Please let me clarify the difference between a Christmas card and a Christmas letter.
Christmas cards include a picture, a holiday greeting, and signature or closing. Occasionally, there is a brief message. Just a quick note asking about your family or wishing you a great new year. Christmas cards usually leave me wishing I could see these people more often or that I am grateful for my relationship with them.
Christmas letters include a job title, a standardized test score, specs on a new house, and a geography lesson spotlighting last year vacation destinations. Christmas letters usually leave me feeling homicidal. Honestly, I believe that most people would enjoy seeing my mugshot on the next 15 to 20 Christmas cards, rather than reading another Christmas letter.
I often wonder as I read these Christmas letters (armed with a glass of wine in hand and a barf bucket) REALLY?!!?!
Do you really think it is important to peg your second grader a "math whiz" or to use acronyms to brief us on some group you are president of? REALLY?!!?
Look, when your daughter gets into college on a math scholarship then maybe you and your husband can throw around words like "math whiz", but your second grader's ability to add and subtract fluently, isn't worthy of being attached to a card celebrating the birth of Jesus Christ.

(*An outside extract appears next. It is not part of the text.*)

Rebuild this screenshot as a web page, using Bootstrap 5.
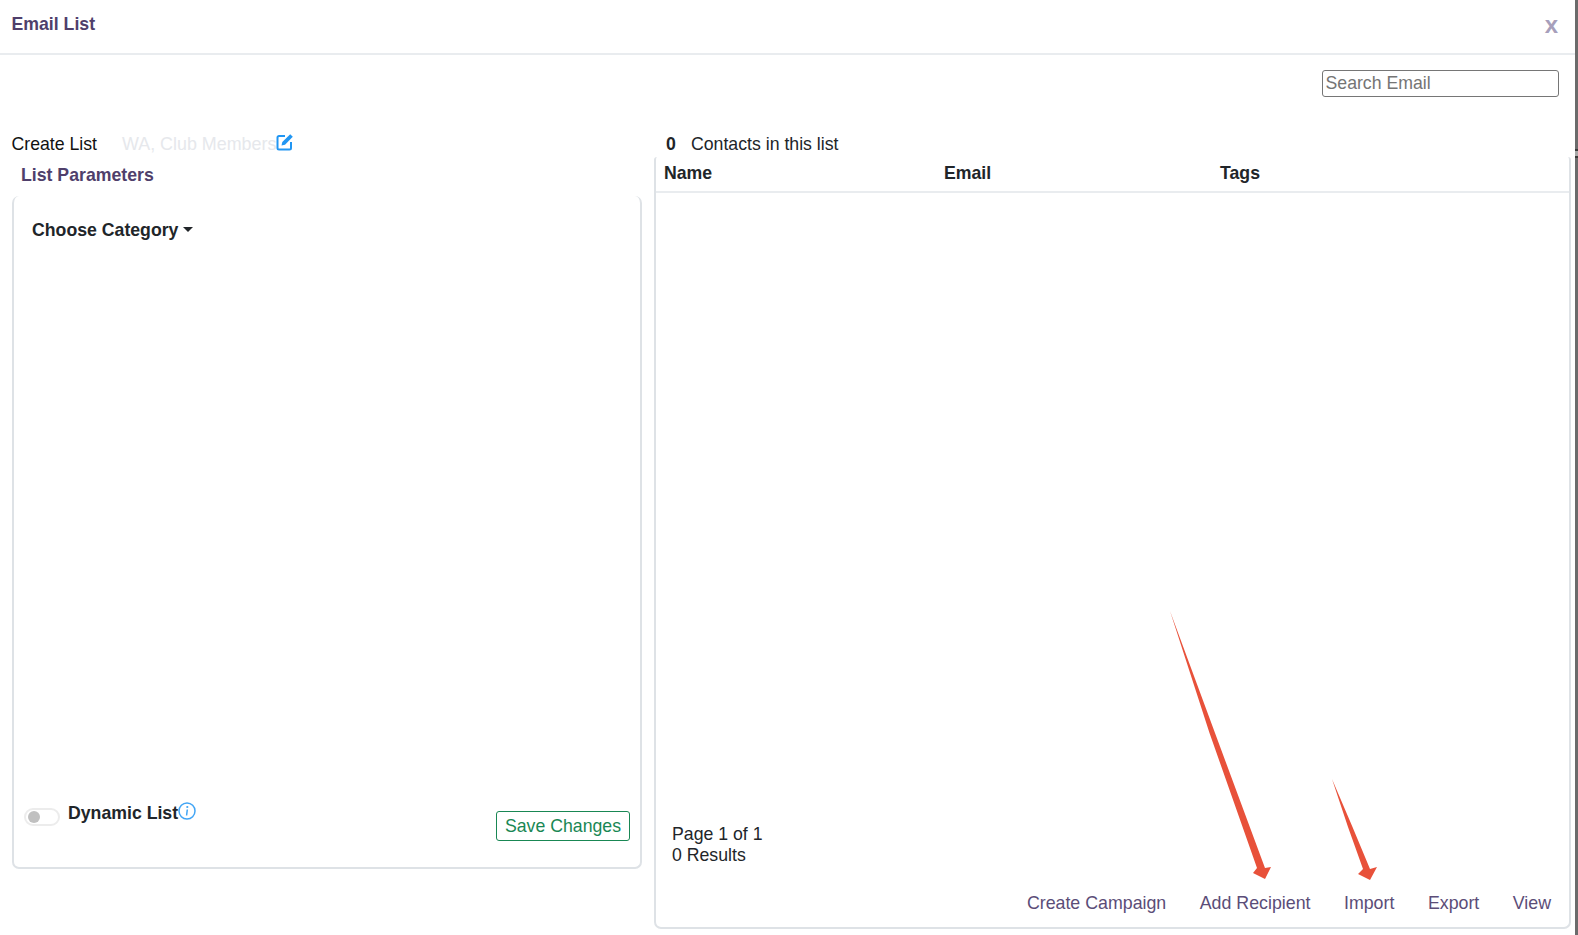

If being the president of some organization is so important to you that you feel like distant friends and relatives need to know about it...GET OVER YOURSELF!
No one cares. I mean just because I am president and founder of P.W.T. P.S.C.L.S.B.H.O.A.C
(People Who Think People Who Send Christmas Letters Should Be Hung On A Cross) doesn't mean I need to brag about it. Although, you can join my P.W.T. P.S.C.L.S.B.H.O.A.C page on facebook.

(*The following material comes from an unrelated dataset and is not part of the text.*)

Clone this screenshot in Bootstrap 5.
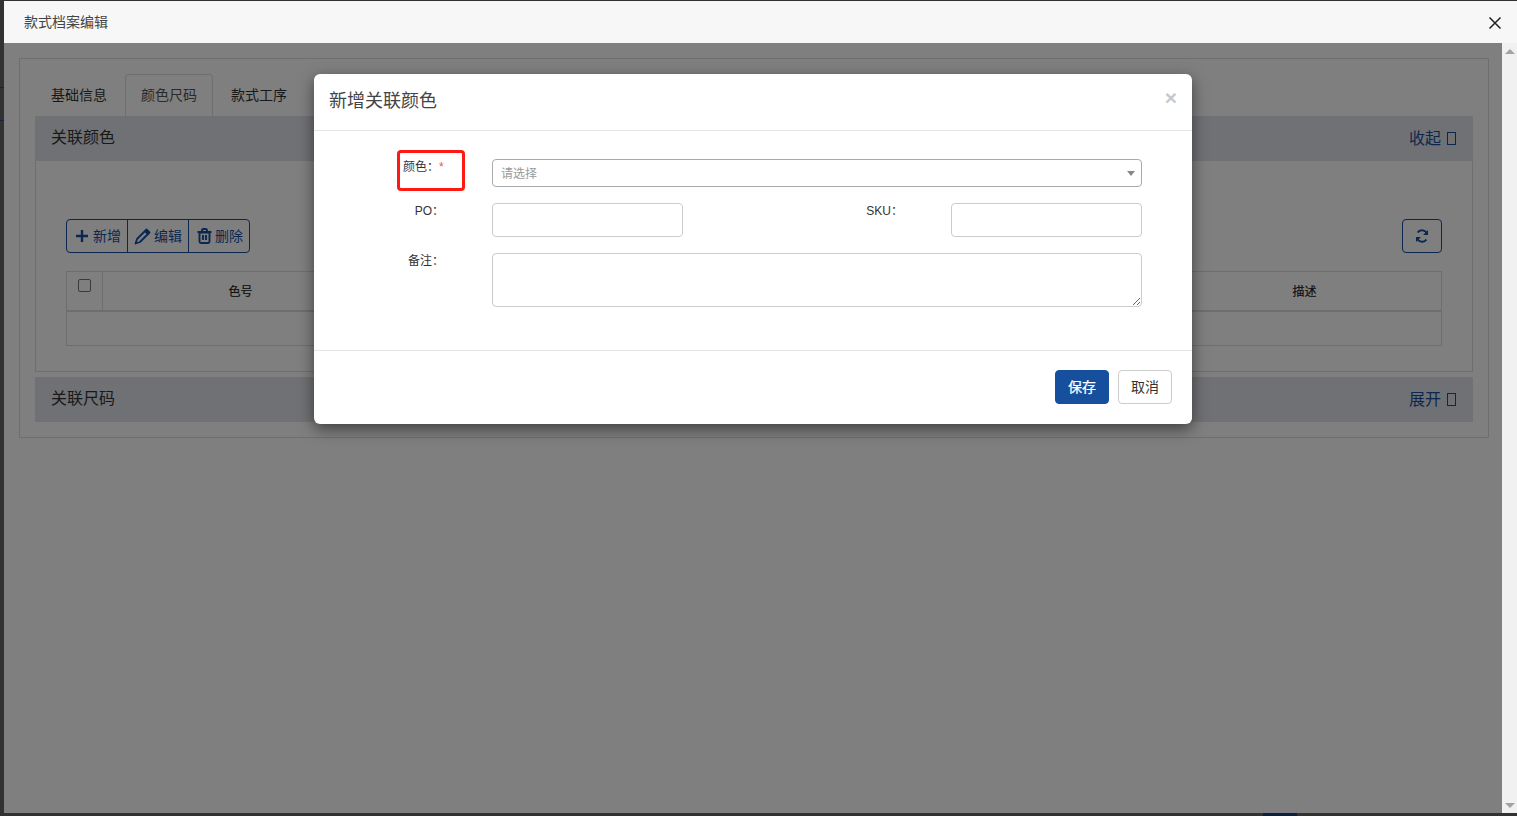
<!DOCTYPE html>
<html lang="zh-CN">
<head>
<meta charset="utf-8">
<title>款式档案编辑</title>
<link href="https://cdn.jsdelivr.net/npm/bootstrap@5.3.0/dist/css/bootstrap.min.css" rel="stylesheet">
<style>
html,body{height:100%;overflow:hidden}
body{font-family:"Liberation Sans","Noto Sans CJK SC",sans-serif;font-size:14px;color:#333;background-color:#323232;background-image:linear-gradient(#12233f,#12233f),linear-gradient(#12233f,#12233f),linear-gradient(#0c1f3f,#0c1f3f);background-repeat:no-repeat;background-size:4px 1px,4px 1px,34px 3px;background-position:0 87px,0 120px,1263px 813px}
.win-frame{margin:1px 0 0 4px;height:812px;background:#fff}
.win-head{height:42px;background:#f7f7f7;padding:0 15px 0 20px;flex:none}
.win-title{font-size:14px;line-height:16px;color:#444;margin-bottom:1px}
.win-close{width:14px;height:14px;padding:0;border:0;background:none;margin-top:2px}
.win-main{height:770px}
.win-content{position:relative;overflow:hidden;min-width:0}
.v-scroll{width:15px;flex:none;background:#f1f1f1;padding:6px 0 5px}
.tri-up{width:0;height:0;border:5px solid transparent;border-top:0;border-bottom:5px solid #a3a3a3}
.tri-down{width:0;height:0;border:5px solid transparent;border-bottom:0;border-top:5px solid #a3a3a3}
.outer-panel{margin:15px 13px 0 15px;border:1px solid #ddd;padding:15px;height:380px}
.tab-strip{border:0;height:42px;gap:2px;flex-wrap:nowrap}
.tab-strip .nav-link{width:88px;height:42px;padding:0;text-align:center;line-height:40px;font-size:14px;color:#333;border:1px solid transparent;border-bottom:0;border-radius:4px 4px 0 0;margin:0;background:none}
.tab-strip .nav-link.active{color:#555;border-color:#ddd;background:#fff}
.sec-head{height:45px;background:#e0e3e9;padding:0 17px 0 16px;font-size:16px;color:#333}
.sec-name{padding-bottom:2px}
.sec-toggle{color:#164f9e;text-decoration:none}
.tofu{display:inline-block;width:9px;height:13px;border:1.5px solid #164f9e;margin-left:6px;vertical-align:-1px}
.sec-body{height:211px;border:1px solid #ddd;border-top:0;padding:58px 30px 0;margin-bottom:5px}
.tool-group .btn{height:34px;padding:0 0 0 8px;font-size:14px;line-height:32px;color:#164f9e;border-color:#164f9e;background:#fff;border-radius:4px;white-space:nowrap;width:62px;display:flex;align-items:center;gap:4px}
.tool-group .btn+.btn{margin-left:-1px;border-radius:0}
.tool-group .btn:first-child{border-radius:4px 0 0 4px}
.tool-group .btn:last-child{border-radius:0 4px 4px 0}
.tool-group .btn.tool-edit{padding-left:6px;gap:3px}
.tool-group .btn.tool-del{padding-left:8px;gap:3px}
.refresh-btn{width:40px;height:34px;padding:0;border:1px solid #164f9e;color:#164f9e;border-radius:4px;background:#fff}
.grid-table{margin:18px 0 0;table-layout:fixed;width:100%;border-color:#ddd;--bs-table-bg:#fff}
.grid-table th{height:39px;padding:3px 0 0 2px;font-size:12px;font-weight:400;color:#222;text-align:center;border-bottom:2px solid #ddd;vertical-align:middle;-webkit-text-stroke:.2px #222}
.grid-table td{height:35px;padding:0}
.th-check{width:36px}
.th-wide{width:274px}
.th-last{width:276px}
.th-check .form-check-input{width:13px;height:13px;border-radius:2px;border-color:#767676;display:block;margin:7px 0 0 11px}
.grid-table th.th-check{vertical-align:top;padding:0}
.dim-layer{position:absolute;inset:0;background:rgba(0,0,0,.5)}
.dlg{position:absolute;left:310px;top:31px;width:878px;height:350px;border:0;border-radius:6px;box-shadow:0 5px 15px rgba(0,0,0,.5);background:#fff;display:flex;flex-direction:column}
.dlg .modal-header{height:57px;padding:0 15px;border-bottom:1px solid #e5e5e5;flex:none;align-items:center}
.dlg-title{font-size:18px;font-weight:400;color:#444;margin:0;line-height:24px;padding-bottom:2px}
.dlg-x{font-size:21px;font-weight:700;line-height:1;color:#c8c8c8;border:0;background:none;padding:0;margin:0 0 10px;font-family:"Liberation Sans",sans-serif}
.dlg .modal-body{padding:28px 50px 43px 0;flex:none;height:219px}
.form-rows{display:grid;grid-template-columns:178px 191px 268px 191px;row-gap:16px}
.f-label{font-size:12px;line-height:14px;color:#333;text-align:right;padding:1px 48px 0 0;margin:0}
.req-star{color:#e55;font-size:12px;line-height:10px;display:inline-block;width:5px;text-align:left}
.sel-box{grid-column:2 / 5;height:28px;border:1px solid #aaa;border-radius:4px;padding:1px 8px 0;font-size:12px;color:#999;display:flex;align-items:center;justify-content:space-between;background:#fff}
.sel-arrow{width:0;height:0;border:4.5px solid transparent;border-bottom:0;border-top:5px solid #888;margin-right:-2px}
.txt-in{height:34px;padding:6px 12px;font-size:12px;border-color:#ccc;border-radius:4px;min-height:0}
.txt-area{grid-column:2 / 5;height:54px;min-height:0;padding:6px 12px;font-size:12px;border-color:#ccc;border-radius:4px}
.dlg .modal-footer{height:74px;padding:19px 20px 0 0;border-top:1px solid #e5e5e5;gap:9px;flex:none;align-items:flex-start}
.dlg .modal-footer .btn{margin:0;width:54px;height:34px;padding:0;font-size:14px;border-radius:4px;line-height:32px}
.btn-save{background:#154f9e;border-color:#154f9e;color:#fff;-webkit-text-stroke:.25px #fff}
.btn-cancel{background:#fff;border-color:#ccc;color:#333}
.red-mark{position:absolute;left:83px;top:76px;width:68px;height:41px;border:3px solid #fe1a12;border-radius:4px;pointer-events:none}
</style>
</head>
<body>
<div class="win-frame d-flex flex-column">
  <header class="win-head d-flex align-items-center justify-content-between">
    <span class="win-title">款式档案编辑</span>
    <button class="win-close d-flex" type="button" aria-label="关闭"><svg width="14" height="14" viewBox="0 0 14 14"><path d="M1.5 1.5l11 11M12.5 1.5l-11 11" stroke="#222" stroke-width="1.5" fill="none"/></svg></button>
  </header>
  <div class="win-main d-flex">
    <div class="win-content flex-grow-1">
      <div class="outer-panel">
        <ul class="nav tab-strip">
          <li class="nav-item"><a class="nav-link" href="#">基础信息</a></li>
          <li class="nav-item"><a class="nav-link active" href="#">颜色尺码</a></li>
          <li class="nav-item"><a class="nav-link" href="#">款式工序</a></li>
        </ul>
        <div class="sec-head d-flex align-items-center justify-content-between">
          <span class="sec-name">关联颜色</span>
          <a class="sec-toggle" href="#">收起<span class="tofu"></span></a>
        </div>
        <div class="sec-body">
          <div class="d-flex justify-content-between">
            <div class="btn-group tool-group">
              <button class="btn" type="button"><svg width="14" height="14" viewBox="0 0 14 14" class="flex-shrink-0"><path d="M7 1v12M1 7h12" stroke="#164f9e" stroke-width="2.4" fill="none"/></svg>新增</button>
              <button class="btn tool-edit" type="button"><svg width="17" height="17" viewBox="0 0 17 17" class="flex-shrink-0"><path d="M12.5 1.5l3 3-9.5 9.5-4.5 1.5 1.5-4.5z" stroke="#164f9e" stroke-width="1.8" fill="none" stroke-linejoin="round"/><path d="M12.5 1.5l3 3-2.2 2.2-3-3z" fill="#164f9e"/></svg>编辑</button>
              <button class="btn tool-del" type="button"><svg width="15" height="16" viewBox="0 0 15 16" class="flex-shrink-0"><path d="M2.5 4.5h10v9a1.5 1.5 0 0 1-1.5 1.5H4a1.5 1.5 0 0 1-1.5-1.5z M.5 4h14 M5 4V2.2A1.2 1.2 0 0 1 6.2 1h2.6A1.2 1.2 0 0 1 10 2.2V4 M6 7v5M9 7v5" stroke="#164f9e" stroke-width="1.9" fill="none"/></svg>删除</button>
            </div>
            <button class="refresh-btn d-flex align-items-center justify-content-center" type="button" aria-label="刷新"><svg width="14" height="14" viewBox="0 0 14 14"><path d="M12 5.2A5.2 5.2 0 0 0 2.6 3.6M2 8.8a5.2 5.2 0 0 0 9.4 1.6" stroke="#164f9e" stroke-width="1.9" fill="none"/><path d="M13 1v5H8zM1 13V8h5z" fill="#164f9e"/></svg></button>
          </div>
          <table class="table table-bordered grid-table">
            <thead><tr>
              <th class="th-check"><input class="form-check-input" type="checkbox" aria-label="全选"></th>
              <th class="th-wide">色号</th>
              <th></th>
              <th class="th-last">描述</th>
            </tr></thead>
            <tbody><tr><td colspan="4"></td></tr></tbody>
          </table>
        </div>
        <div class="sec-head d-flex align-items-center justify-content-between">
          <span class="sec-name">关联尺码</span>
          <a class="sec-toggle" href="#">展开<span class="tofu"></span></a>
        </div>
      </div>
      <div class="dim-layer"></div>
      <div class="dlg">
        <div class="modal-header justify-content-between">
          <h5 class="dlg-title">新增关联颜色</h5>
          <button class="dlg-x" type="button" aria-label="关闭">×</button>
        </div>
        <div class="modal-body">
          <form class="form-rows">
            <label class="f-label">颜色：<span class="req-star">*</span></label>
            <div class="sel-box"><span>请选择</span><span class="sel-arrow"></span></div>
            <label class="f-label">PO：</label>
            <input class="form-control txt-in" type="text">
            <label class="f-label">SKU：</label>
            <input class="form-control txt-in" type="text">
            <label class="f-label">备注：</label>
            <textarea class="form-control txt-area"></textarea>
          </form>
        </div>
        <div class="modal-footer">
          <button class="btn btn-save" type="button">保存</button>
          <button class="btn btn-cancel" type="button">取消</button>
        </div>
        <div class="red-mark"></div>
      </div>
    </div>
    <div class="v-scroll d-flex flex-column justify-content-between align-items-center">
      <span class="tri-up"></span>
      <span class="tri-down"></span>
    </div>
  </div>
</div>
<script src="https://cdn.jsdelivr.net/npm/bootstrap@5.3.0/dist/js/bootstrap.bundle.min.js"></script>
</body>
</html>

I wish that the pretentious a-holes that write these letter could at least be innovative with their horn blowing.
Surely, you took a creative writing class at Yale or some other elitist university. I mean, your second grade math whiz could probably help you use a thesaurus.
For example, I believe that Sophia is a "word whiz", but rather than coming right out and saying "My child is better than your child", I would hide my message in a sentence like: "Sophia can write the word POOP until her hand bleeds."
Another example (from a letter I recently received) "our new house has a pool and a hot tub." Not very subtle. I would have a different approach to let the reader know just how amazing our house is. "If swimming isn't your thing your stay at our house should be brief, because counting our 6 bathtubs, there are 8 things you could drown in here."
See how I actually even implied that people could come to our fancy new house. P.S. my son (another second grade math whiz) helped me with the addition.
I am not saying all Christmas letters are bad. I know some people genuinely like to tell friends and family the crazy happenings in their household. This blog is proof of that. I have read very funny, lighthearted letters that leave me feeling happy, entertained, and informed about people that I don't often hear from. These include wins & loses, happy & sad times, good & bad news.......LIFE. They don't try to gloss over life and all that comes with it, with new houses and smart kids. These are letters I can relate to, because I don't get the impression that I am supposed to be impressed.
So this post is for all the Christmas letter writers that are trying to impress me. Think about what you're intentions are as you sit down to write next year's letter. I mean, I have two smart kids, and most people reading this have smart kids. We also have homes, jobs and hobbies. Big effing deal. When you become President of the United States, cure cancer or bring the world peace and harmony then, by all means, write a letter. Until then SHUT IT!